Position oven racks in the upper and lower thirds of the oven. Preheat the oven to 375°F. Lightly grease 2 (24-cup) mini muffin pans.
On a lightly floured work surface, roll out each pie crust disk to about 1/8-inch thickness. Using a 2 1/2-inch round cookie cutter, cut 48 circles, rerolling scraps as needed. Place a dough circle in each well of the prepared pans pressing into the bottom and up the sides to line the well.
Chill, uncovered, until firm, about 15 minutes.

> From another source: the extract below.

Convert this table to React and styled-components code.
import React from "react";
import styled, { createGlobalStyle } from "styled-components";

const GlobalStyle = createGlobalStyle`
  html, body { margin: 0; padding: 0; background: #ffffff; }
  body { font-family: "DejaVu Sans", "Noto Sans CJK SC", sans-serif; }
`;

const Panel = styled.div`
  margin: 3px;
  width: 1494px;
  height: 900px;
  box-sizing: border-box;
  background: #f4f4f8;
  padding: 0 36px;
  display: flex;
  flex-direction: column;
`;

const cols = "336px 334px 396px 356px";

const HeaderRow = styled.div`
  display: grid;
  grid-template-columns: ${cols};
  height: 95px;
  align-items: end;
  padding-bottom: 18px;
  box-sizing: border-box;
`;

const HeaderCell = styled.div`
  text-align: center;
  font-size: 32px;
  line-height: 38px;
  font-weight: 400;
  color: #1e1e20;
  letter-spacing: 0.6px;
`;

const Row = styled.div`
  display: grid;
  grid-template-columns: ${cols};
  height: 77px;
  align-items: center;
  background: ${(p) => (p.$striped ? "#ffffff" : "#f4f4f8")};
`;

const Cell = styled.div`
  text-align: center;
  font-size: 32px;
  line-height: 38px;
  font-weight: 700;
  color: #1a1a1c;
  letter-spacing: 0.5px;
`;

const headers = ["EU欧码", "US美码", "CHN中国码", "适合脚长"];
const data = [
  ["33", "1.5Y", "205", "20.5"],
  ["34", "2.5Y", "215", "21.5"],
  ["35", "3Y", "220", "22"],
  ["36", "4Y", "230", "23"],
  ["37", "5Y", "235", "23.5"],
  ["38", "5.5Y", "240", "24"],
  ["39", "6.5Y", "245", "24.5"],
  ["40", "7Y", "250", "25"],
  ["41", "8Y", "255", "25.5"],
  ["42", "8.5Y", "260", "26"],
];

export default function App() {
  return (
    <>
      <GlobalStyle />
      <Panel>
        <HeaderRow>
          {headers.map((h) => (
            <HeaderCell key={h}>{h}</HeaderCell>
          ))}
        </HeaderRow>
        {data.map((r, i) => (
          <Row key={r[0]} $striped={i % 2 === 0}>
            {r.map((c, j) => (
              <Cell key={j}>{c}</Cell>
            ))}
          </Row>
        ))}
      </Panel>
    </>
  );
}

In a large measuring cup, whisk together the eggs, cream, salt, and pepper until fully combined. Divide the egg mixture evenly among the chilled pie crusts, filling about two-thirds of the way full (roughly 1 1/2 teaspoons per crust). Divide the desired fillings among the crusts and sprinkle with cheese.

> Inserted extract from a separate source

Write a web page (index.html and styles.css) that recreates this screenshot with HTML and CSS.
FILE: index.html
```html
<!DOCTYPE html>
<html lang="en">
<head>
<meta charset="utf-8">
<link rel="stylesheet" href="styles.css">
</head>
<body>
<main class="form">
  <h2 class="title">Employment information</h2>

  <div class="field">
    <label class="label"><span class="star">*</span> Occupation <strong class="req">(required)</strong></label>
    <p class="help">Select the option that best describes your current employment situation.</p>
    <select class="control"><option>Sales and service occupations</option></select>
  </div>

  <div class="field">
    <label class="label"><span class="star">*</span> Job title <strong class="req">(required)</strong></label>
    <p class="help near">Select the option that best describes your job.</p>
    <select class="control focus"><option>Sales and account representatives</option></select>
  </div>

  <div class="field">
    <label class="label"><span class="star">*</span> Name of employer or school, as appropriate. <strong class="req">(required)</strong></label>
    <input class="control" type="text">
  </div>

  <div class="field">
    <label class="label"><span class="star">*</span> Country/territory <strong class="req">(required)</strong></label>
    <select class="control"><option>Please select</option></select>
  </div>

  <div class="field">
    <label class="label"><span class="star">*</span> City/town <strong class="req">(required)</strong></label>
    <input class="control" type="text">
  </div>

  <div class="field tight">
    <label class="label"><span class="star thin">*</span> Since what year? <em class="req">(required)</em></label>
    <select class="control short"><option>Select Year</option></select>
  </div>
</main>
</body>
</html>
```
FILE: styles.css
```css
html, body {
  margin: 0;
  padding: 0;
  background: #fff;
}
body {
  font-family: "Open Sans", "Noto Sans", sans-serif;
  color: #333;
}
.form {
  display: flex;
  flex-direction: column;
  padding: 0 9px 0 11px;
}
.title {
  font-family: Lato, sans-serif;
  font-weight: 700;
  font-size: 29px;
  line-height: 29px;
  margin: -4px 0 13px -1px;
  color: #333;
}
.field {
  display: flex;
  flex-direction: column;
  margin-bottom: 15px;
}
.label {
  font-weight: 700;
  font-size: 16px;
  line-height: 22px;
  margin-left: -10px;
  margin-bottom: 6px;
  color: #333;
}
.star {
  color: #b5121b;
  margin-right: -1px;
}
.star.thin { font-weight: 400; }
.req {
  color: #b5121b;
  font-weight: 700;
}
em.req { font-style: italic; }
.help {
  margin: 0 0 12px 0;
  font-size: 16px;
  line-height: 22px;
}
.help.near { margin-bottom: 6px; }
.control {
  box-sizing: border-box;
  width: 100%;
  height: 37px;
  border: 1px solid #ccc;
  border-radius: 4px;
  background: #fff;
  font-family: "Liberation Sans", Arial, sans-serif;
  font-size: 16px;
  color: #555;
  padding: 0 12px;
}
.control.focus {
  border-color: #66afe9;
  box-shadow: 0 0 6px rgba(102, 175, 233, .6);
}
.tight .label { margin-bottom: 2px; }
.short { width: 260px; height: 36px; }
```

Bake with one pan on each oven rack for 25 to 30 minutes, swapping the pans on each rack top to bottom halfway through, or until the filling is set and the crust is golden brown. Place on wire racks and let cool in the pans for 5 minutes. Remove the mini quiche from the pans. Serve warm or at room temperature. The baked quiche can be refrigerated in an airtight container for up to 5 days or frozen for up to 3 months.
Notes
A surprising tool to shape the crust! Use a clean wine cork to press the pie dough into the mini muffin tin cups. It’s the perfect size for getting into the corners!
Egg temperature matters. Make sure your eggs are at room temperature so they bake evenly. If you forgot to take them out of the fridge ahead of time, you can warm them up by placing them in a bowl of warm water for about 5-10 minutes.
For the easiest pouring: whisk your egg mixture in a liquid measuring cup! This makes it easy to pour the egg mixture into the dough without any mess. If you don’t have a large one, make the filling in a mixing bowl and pour it into a measuring cup.
Don’t skip the chilling step! This will help prevent your pie crusts from shrinking during baking.
Avoid over-mixing the eggs. You want the filling to come out custardy, so you don’t want to introduce too much air. The more air you whip into the eggs the more bubbles and pockets the quiche fillings will have.
Prefer crustless mini quiches? Just spray non-stick muffin pans with cooking spray and fill the cups with the eggs and mix-ins of your choice. The bake time might be 5 to 10 minutes shorter, so start checking them early.